Teaching

I teach 19th- and 20th-century music history and analysis at undergraduate and postgraduate level. Current and recent undergraduate lecture courses include The Schumanns and their Circle, Richard Strauss and the Representation of Women, The String Quartet between Classicism and Modernism, Beethoven: Between History and Myth, The Art of Song, and Musical Thought and Scholarship. Masters’ seminars have included Aesthetics, Music and Travel, and Love Songs: The Past 900 Years.

About me

I grew up in Salford and was introduced to music by the free violin lessons then offered by the local music education services. I went on to study music at The Queen’s College, Oxford, then completed a MA at Nottingham and a MFA and PhD at Princeton. I taught for two years at the University of Reading, and for 10 years at the University of Manchester, before joining St Catherine’s and the Oxford Music Faculty in October 2014. I have been a Visiting Fellow at Columbia University, New York, at the Max Planck Institute in Berlin, and at Harvard University. I still enjoy playing the violin.

Research

I write mostly about nineteenth- and twentieth-century song and chamber music. I have written books about Robert Schumann, Ludwig van Beethoven, song cycles, and song in performance, and am currently writing about string quartets.
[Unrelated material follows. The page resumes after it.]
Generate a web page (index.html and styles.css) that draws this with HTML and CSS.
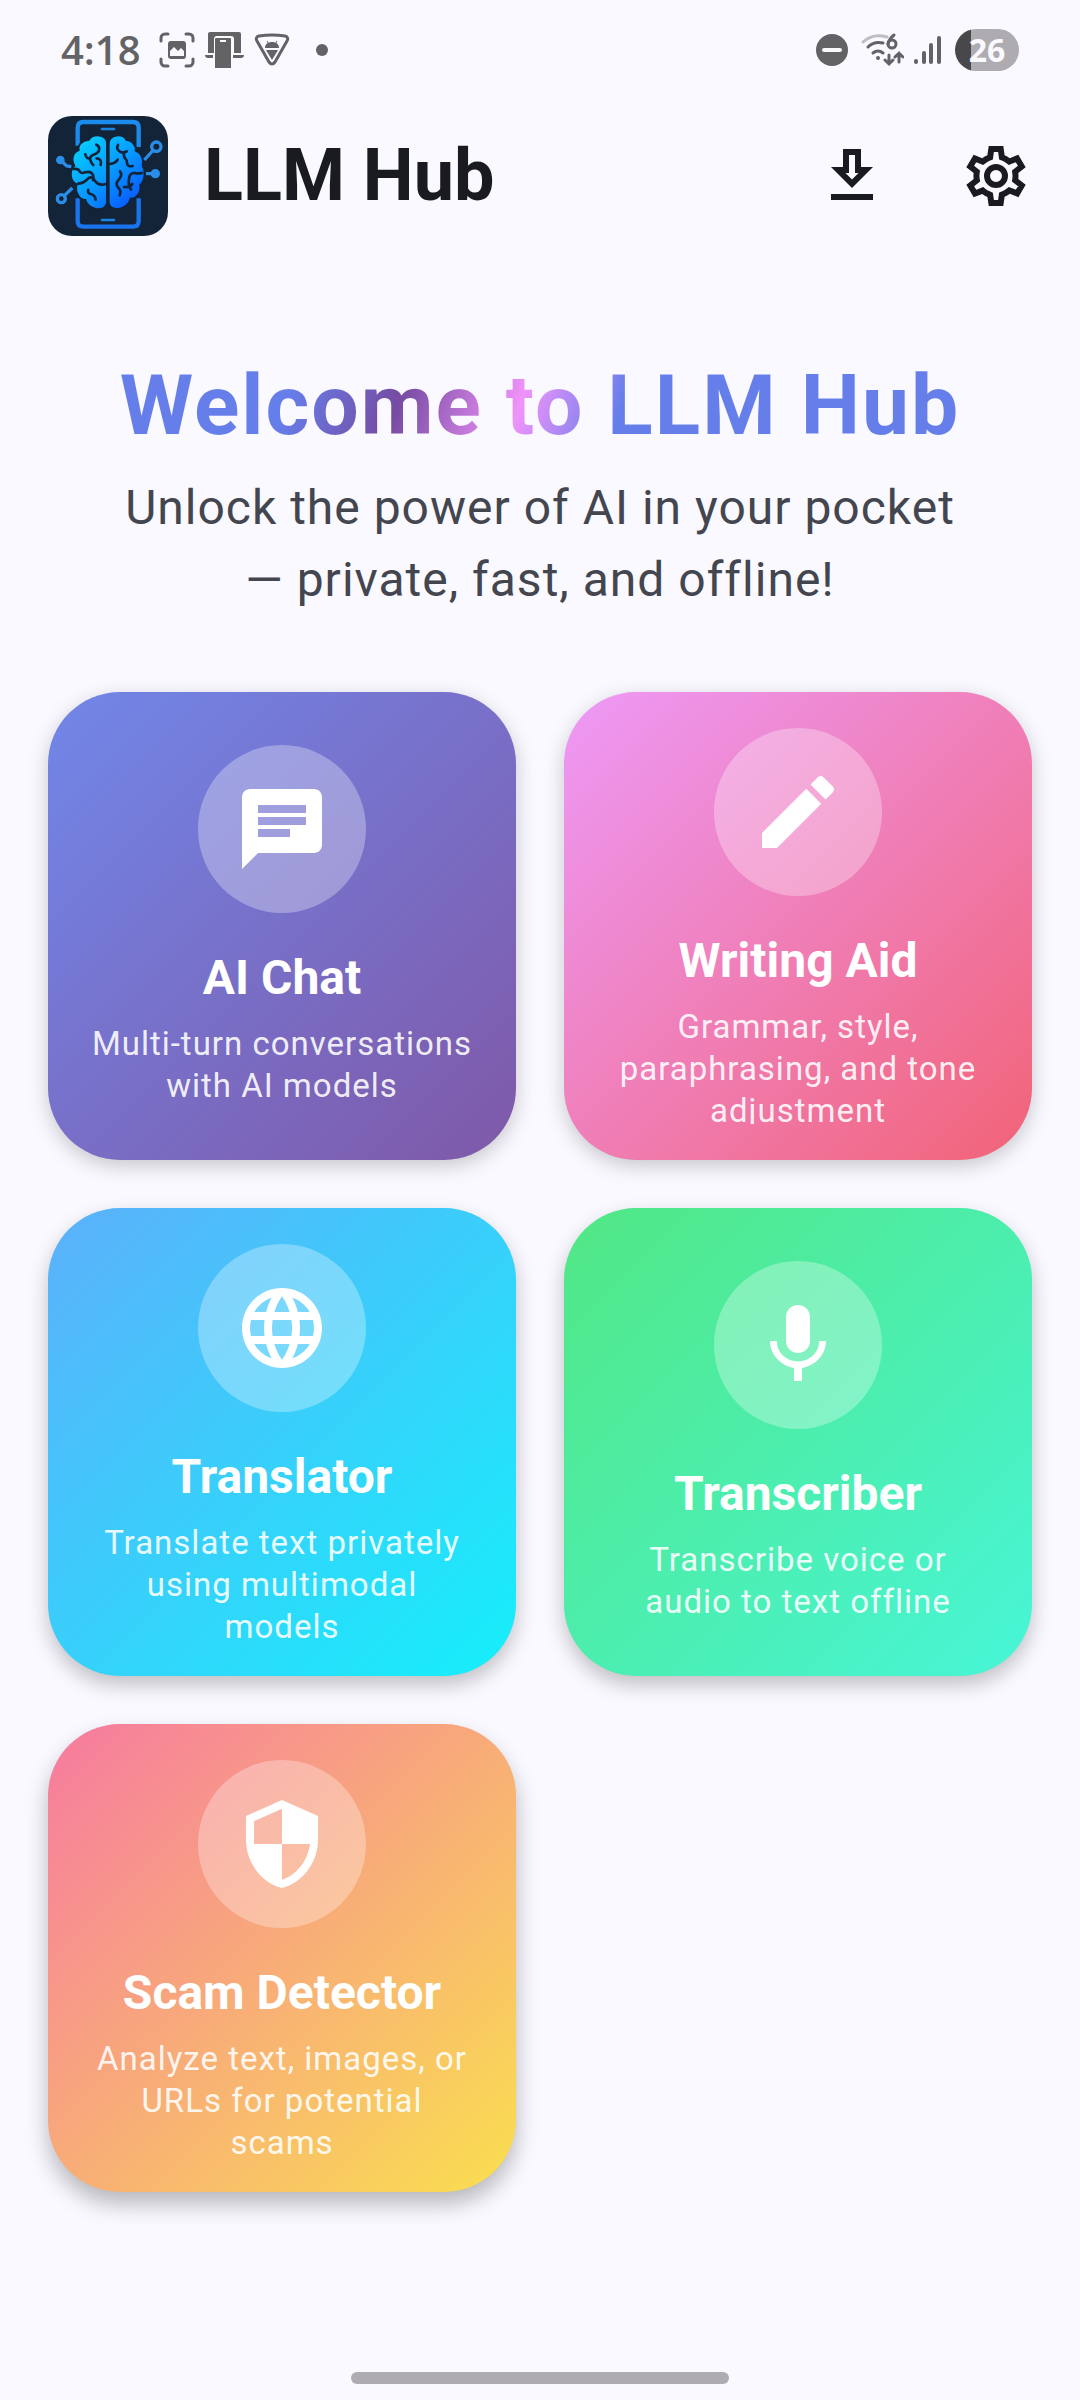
FILE: index.html
```html
<!DOCTYPE html>
<html lang="en">
<head>
<meta charset="utf-8">
<meta name="viewport" content="width=device-width, initial-scale=1">
<title>LLM Hub</title>
<link rel="stylesheet" href="styles.css">
</head>
<body>
<div class="status">
  <div class="status-group">
    <span class="clock">4:18</span>
    <svg width="36" height="36" viewBox="0 0 36 36" fill="none" stroke="currentColor" stroke-width="3" stroke-linecap="round" aria-hidden="true">
      <path d="M2 9V6a4 4 0 0 1 4-4h3M27 2h3a4 4 0 0 1 4 4v3M34 27v3a4 4 0 0 1-4 4h-3M9 34H6a4 4 0 0 1-4-4v-3"/>
      <path fill="currentColor" stroke="none" fill-rule="evenodd" d="M12 9h12a3 3 0 0 1 3 3v12a3 3 0 0 1-3 3H12a3 3 0 0 1-3-3V12a3 3 0 0 1 3-3zm-1 15h14v-5l-3-3-3 3-4-4-4 4z"/>
    </svg>
    <svg width="39" height="36" viewBox="0 0 39 36" fill="currentColor" aria-hidden="true">
      <path d="M5 0h29a2 2 0 0 1 2 2v19h-7V7a3 3 0 0 0-3-3H12a3 3 0 0 0-3 3v14H3V2a2 2 0 0 1 2-2zM0 23h8v3H3a3 3 0 0 1-3-3zM28 23h11a3 3 0 0 1-3 3h-8z"/>
      <path fill-rule="evenodd" d="M11 6h14a1 1 0 0 1 1 1v29H10V7a1 1 0 0 1 1-1zm4 2v2h6V8z"/>
    </svg>
    <svg width="36" height="34" viewBox="0 0 36 34" aria-hidden="true">
      <path fill="none" stroke="currentColor" stroke-width="3" stroke-linejoin="round" d="M5 3Q18 1 31 3Q35 4 33 8L21 29Q18 33 15 29L3 8Q1 4 5 3z"/>
      <path fill="currentColor" d="M11 15c0-4 3-6 7-6s7 2 7 6zM12 17h12l-6 10z"/>
      <path fill="none" stroke="currentColor" stroke-width="1" d="m13 8 2 3m8-3-2 3"/>
    </svg>
    <span class="dot"></span>
  </div>
  <div class="status-group">
    <svg width="32" height="32" viewBox="0 0 32 32" aria-hidden="true"><circle cx="16" cy="16" r="16" fill="currentColor"/><path d="M8 16h16" stroke="#f9f9ff" stroke-width="4" stroke-linecap="round"/></svg>
    <svg class="wifi" width="43" height="34" viewBox="0 0 43 34" fill="none" stroke="currentColor" stroke-width="3" stroke-linecap="round" aria-hidden="true">
      <path opacity=".4" d="M2 9Q12 0 26 4"/>
      <path d="M7 14Q13 8 22 10M12 20q5-4 10 0"/>
      <circle cx="17" cy="25" r="2" fill="currentColor" stroke="none"/>
      <path d="M33 2q-5 4-6 9"/><circle cx="31" cy="11" r="4"/>
      <path d="M28 22v9m-4-4 4 4 4-4M38 29v-9m-4 4 4-4 4 4"/>
    </svg>
    <svg width="27" height="32" viewBox="0 0 27 32" fill="none" stroke="currentColor" stroke-width="4" stroke-linecap="round" aria-hidden="true"><path d="M2 27v1M10 19v9M17 11v17M25 4v24"/></svg>
    <span class="battery">26</span>
  </div>
</div>

<header class="appbar">
  <svg class="logo" viewBox="24 33 360 360" aria-hidden="true">
    <defs>
      <linearGradient id="brain" gradientUnits="userSpaceOnUse" x1="110" y1="110" x2="280" y2="300"><stop offset="0" stop-color="#06d0ff"/><stop offset=".5" stop-color="#079cff"/><stop offset="1" stop-color="#0858ff"/></linearGradient>
    </defs>
    <path fill="#132338" d="M24 33h360v360H24z"/>
    <path fill="none" stroke="#1b8cec" stroke-width="13" d="M113 122V68q0-17 17-17H279q17 0 17 17V126"/>
    <path fill="none" stroke="#1a74ec" stroke-width="13" d="M113 280V348q0 17 17 17H279q17 0 17-17V280"/>
    <g fill="none" stroke="#1b84e0" stroke-width="8" stroke-linecap="round"><path d="M186 72h36M186 345h36"/></g>
    <g stroke="#132338" stroke-width="6" fill="url(#brain)">
      <path d="M201 115C201 86 158 84 146 105C128 103 112 122 116 135C98 142 92 164 103 182C86 200 90 230 110 238C103 260 118 285 136 285C140 312 194 326 201 294Z"/>
      <path d="M206 115C208 86 248 84 260 105C278 105 290 126 287 137C305 144 313 164 308 182C319 202 313 230 301 240C305 264 288 283 272 281C266 312 212 326 206 294Z"/>
    </g>
    <g fill="none" stroke="#132338" stroke-width="8" stroke-linecap="round" stroke-linejoin="round">
      <path d="M169 119q11 5 8 17-3 9-16 13-15 5-9 19 3 8 8 12M136 148q3 15 15 12M170 160q17 2 12 20M101 192q14-2 18 7 4 8 17 3 17-5 23 8 3 9 0 15M197 237q-22 7-34-12-11-16-23 0-12 11-25 11M145 255q-4 9 7 12 13 3 15 17"/>
      <path d="M234 120q-7 12 6 20 12 5 20-1M252 142q-2 14 5 20 5 4 4 13 2 11 17 8M209 177q18-2 24-13M306 204q-13 3-22 0-12-1-16 12-3 15-1 24M240 199q8 10-2 23-15 15-3 26 10 10 4 23M252 246q18 2 25-9M267 242l6 12"/>
    </g>
    <g fill="none" stroke="#2a8ee8" stroke-width="10">
      <path d="m61 165 19 18 14 2M97 249l-24 23M313 165l27-30M318 206h20"/>
      <circle cx="64" cy="281" r="12"/><circle cx="349" cy="125" r="14"/>
      <circle cx="61" cy="165" r="8" fill="#2a8ee8"/><circle cx="346" cy="206" r="9" fill="#2a8ee8"/>
    </g>
  </svg>
  <h1 class="brand">LLM Hub</h1>
  <button class="icon-button" type="button" aria-label="Download models">
    <svg viewBox="0 0 24 24" aria-hidden="true"><path fill="currentColor" d="M19 9h-4V3H9v6H5l7 7 7-7zm-8 2V5h2v6h1.170L12 13.170 9.830 11H11zm-6 7h14v2H5z"/></svg>
  </button>
  <button class="icon-button" type="button" aria-label="Settings">
    <svg viewBox="0 0 24 24" fill="none" stroke="currentColor" aria-hidden="true">
      <defs><path id="gear" d="M19.440 13c.050-.340.070-.660.070-1s-.030-.660-.070-.970l2.440-1.920-2.430-4.220-2.870 1.160c-.520-.400-1.090-.730-1.710-.980L14.440 2H9.570l-.440 3.070c-.620.260-1.190.600-1.710 1L4.550 4.890 2.110 9.110l2.440 1.920c-.040.330-.070.650-.070.970s.030.680.080 1l-2.440 1.910 2.430 4.200 2.880-1.150c.530.410 1.100.750 1.710 1L9.580 22h4.850l.440-3.070c.620-.260 1.200-.600 1.720-1l2.880 1.150 2.430-4.200z"/><clipPath id="gear-clip"><use href="#gear"/></clipPath></defs>
      <use href="#gear" stroke-width="4" clip-path="url(#gear-clip)"/>
      <circle cx="12" cy="12" r="3" stroke-width="2"/>
    </svg>
  </button>
</header>

<main class="content">
  <section class="hero">
    <h2 class="welcome">Welcome to LLM Hub</h2>
    <p class="tagline">Unlock the power of AI in your pocket — private, fast, and offline!</p>
  </section>
  <nav class="grid" aria-label="Features">
    <a class="card chat" href="#chat"><div class="card-body">
      <span class="badge"><svg viewBox="0 0 24 24" aria-hidden="true"><path d="M20 2H4c-1.100 0-2 .9-2 2v18l4-4h14c1.100 0 2-.9 2-2V4c0-1.100-.9-2-2-2zM6 9h12v2H6V9zm8 5H6v-2h8v2zm4-6H6V6h12v2z"/></svg></span>
      <h3 class="card-title">AI Chat</h3>
      <p class="card-text">Multi-turn conversations with AI models</p>
    </div></a>
    <a class="card writing" href="#writing"><div class="card-body">
      <span class="badge"><svg viewBox="0 0 24 24" aria-hidden="true"><path d="M3 17.250V21h3.750L17.810 9.940l-3.750-3.750L3 17.250zM20.710 7.040c.390-.390.390-1.020 0-1.410l-2.340-2.340c-.390-.390-1.020-.390-1.410 0l-1.830 1.830 3.750 3.750 1.830-1.830z"/></svg></span>
      <h3 class="card-title">Writing Aid</h3>
      <p class="card-text">Grammar, style, paraphrasing, and tone adjustment</p>
    </div></a>
    <a class="card translator" href="#translator"><div class="card-body">
      <span class="badge"><svg viewBox="0 0 24 24" aria-hidden="true"><path d="M11.99 2C6.47 2 2 6.48 2 12s4.470 10 9.990 10C17.520 22 22 17.520 22 12S17.520 2 11.990 2zm6.930 6h-2.950c-.320-1.250-.780-2.450-1.380-3.560 1.840.630 3.370 1.910 4.330 3.560zM12 4.040c.830 1.200 1.480 2.530 1.910 3.960h-3.820c.430-1.430 1.080-2.760 1.910-3.960zM4.260 14C4.100 13.360 4 12.690 4 12s.1-1.360.260-2h3.380c-.080.660-.140 1.320-.140 2 0 .680.060 1.340.140 2H4.260zm.820 2h2.950c.320 1.250.780 2.450 1.380 3.560-1.840-.630-3.370-1.900-4.330-3.560zm2.950-8H5.080c.960-1.660 2.490-2.930 4.330-3.560C8.810 5.550 8.350 6.750 8.030 8zM12 19.960c-.830-1.200-1.480-2.530-1.910-3.960h3.820c-.430 1.430-1.080 2.760-1.910 3.960zM14.340 14H9.660c-.090-.660-.160-1.320-.160-2 0-.680.070-1.350.160-2h4.680c.090.650.160 1.320.160 2 0 .680-.070 1.340-.160 2zm.250 5.560c.6-1.110 1.060-2.310 1.380-3.560h2.950c-.960 1.650-2.490 2.930-4.330 3.560zM16.360 14c.080-.660.140-1.320.140-2 0-.680-.060-1.340-.140-2h3.380c.160.640.260 1.310.260 2s-.1 1.360-.260 2h-3.380z"/></svg></span>
      <h3 class="card-title">Translator</h3>
      <p class="card-text">Translate text privately using multimodal models</p>
    </div></a>
    <a class="card transcriber" href="#transcriber"><div class="card-body">
      <span class="badge"><svg viewBox="0 0 24 24" aria-hidden="true"><path d="M12 14c1.660 0 3-1.340 3-3V5c0-1.660-1.340-3-3-3S9 3.340 9 5v6c0 1.660 1.340 3 3 3zm5.300-3c0 3-2.540 5.100-5.300 5.100S6.700 14 6.700 11H5c0 3.410 2.720 6.230 6 6.720V21h2v-3.280c3.280-.480 6-3.300 6-6.720h-1.700z"/></svg></span>
      <h3 class="card-title">Transcriber</h3>
      <p class="card-text">Transcribe voice or audio to text offline</p>
    </div></a>
    <a class="card scam" href="#scam"><div class="card-body">
      <span class="badge"><svg viewBox="0 0 24 24" aria-hidden="true"><path fill-rule="evenodd" d="M12 1 3 5v6c0 5.550 3.840 10.740 9 12 5.160-1.260 9-6.450 9-12V5zm0 2.190V12H5V6.300zM12 12h7c-.530 4.120-3.280 7.790-7 8.940z"/></svg></span>
      <h3 class="card-title">Scam Detector</h3>
      <p class="card-text">Analyze text, images, or URLs for potential scams</p>
    </div></a>
  </nav>
</main>
<div class="home-bar"></div>
</body>
</html>
```
FILE: styles.css
```css
* { box-sizing: border-box; }

body {
  display: flex;
  flex-direction: column;
  min-height: 100vh;
  margin: 0;
  background: #f9f9ff;
  color: #1a1b20;
  font-family: Roboto, sans-serif;
}

h1, h2, h3, p { margin: 0; }
svg { display: block; flex: none; }

/* System status bar */
.status {
  display: flex;
  justify-content: space-between;
  height: 80px;
  padding: 20px 61px 0;
  color: #636366;
}
.status-group { display: flex; align-items: center; gap: 10px; }
.clock {
  margin-right: 8px;
  font: 600 40px/48px "Open Sans", sans-serif;
}
.dot { width: 12px; height: 12px; margin-left: 16px; border-radius: 50%; background: currentColor; }
.wifi { margin-left: 3px; }
.battery {
  width: 64px;
  margin-left: 4px;
  border-radius: 21px;
  background: linear-gradient(90deg, #48484a 16px, #aeacb1 16px);
  color: #f9f9ff;
  font: 700 32px/42px "Open Sans", sans-serif;
  text-align: center;
}

/* App bar */
.appbar {
  display: flex;
  align-items: center;
  height: 192px;
  padding: 0 12px 0 48px;
}
.logo { width: 120px; height: 120px; border-radius: 24px; }
.brand { flex: 1; margin-left: 36px; font-size: 72px; line-height: 96px; font-weight: 700; }
.icon-button {
  display: grid;
  place-items: center;
  width: 144px;
  height: 144px;
  padding: 0;
  border: 0;
  background: none;
  color: inherit;
}
.icon-button svg { width: 72px; height: 72px; }

/* Welcome block */
.content { padding: 80px 48px; }
.hero { margin-bottom: 76px; text-align: center; }
.welcome {
  margin-bottom: 12px;
  background: linear-gradient(110deg, #667eea 25%, #764ba2 36%, #f093fb 48%, #667eea 58%);
  background-clip: text;
  -webkit-background-clip: text;
  color: transparent;
  font-size: 84px;
  line-height: 108px;
  font-weight: 700;
  letter-spacing: 2px;
}
.tagline {
  padding: 0 60px;
  color: #44464f;
  font-size: 48px;
  line-height: 72px;
  letter-spacing: 1px;
}

/* Feature cards */
.grid { display: grid; grid-template-columns: 1fr 1fr; gap: 48px; }
.card {
  display: flex;
  flex-direction: column;
  justify-content: center;
  aspect-ratio: 1;
  min-height: 0;
  padding: 36px;
  border-radius: 72px;
  background-color: #d4d4da;
  box-shadow: 0 6px 20px #00000034;
  color: #fff;
  text-align: center;
  text-decoration: none;
}
.card:nth-child(n+3) { box-shadow: 0 9px 20px #0000003c; }
.card:nth-child(n+5) { box-shadow: 0 12px 22px #00000044; }
.card-body {
  display: flex;
  flex-direction: column;
  align-items: center;
  min-height: 0;
  overflow: hidden;
}
.badge {
  display: grid;
  flex: none;
  place-items: center;
  width: 168px;
  height: 168px;
  margin-bottom: 36px;
  border-radius: 50%;
  background: #ffffff4d;
}
.badge svg { width: 96px; height: 96px; fill: #fff; }
.card-title { margin-bottom: 16px; font-size: 48px; line-height: 58px; font-weight: 700; }
.card-text {
  max-width: 386px;
  color: #ffffffe6;
  font-size: 33px;
  line-height: 42px;
  letter-spacing: 1px;
}

.chat { background-image: linear-gradient(135deg, #667eeae6, #764ba2e6); }
.writing { background-image: linear-gradient(135deg, #f093fbe6, #f5576ce6); }
.translator { background-image: linear-gradient(135deg, #4facfee6, #00f2fee6); }
.transcriber { background-image: linear-gradient(135deg, #43e97be6, #38f9d7e6); }
.scam { background-image: linear-gradient(135deg, #fa709ae6, #fee140e6); }

/* Gesture handle */
.home-bar {
  width: 35%;
  height: 12px;
  margin: auto auto 16px;
  border-radius: 6px;
  background: #aeacb1;
}
```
Further information about my research activities can be found on the Faculty of Music’s website.

Graduate supervision

The topics of my recent and current doctoral students have ranged from Schubert, Schumann, Richard Strauss, and Benjamin Britten, to Japanese art-song, German operetta-film, medievalism in contemporary opera, global organology and female music education in nineteenth-century Ireland. Enquiries from prospective masters students and doctoral researchers are welcome. I have also been a mentor for postdoctoral awards and a host for visiting scholars.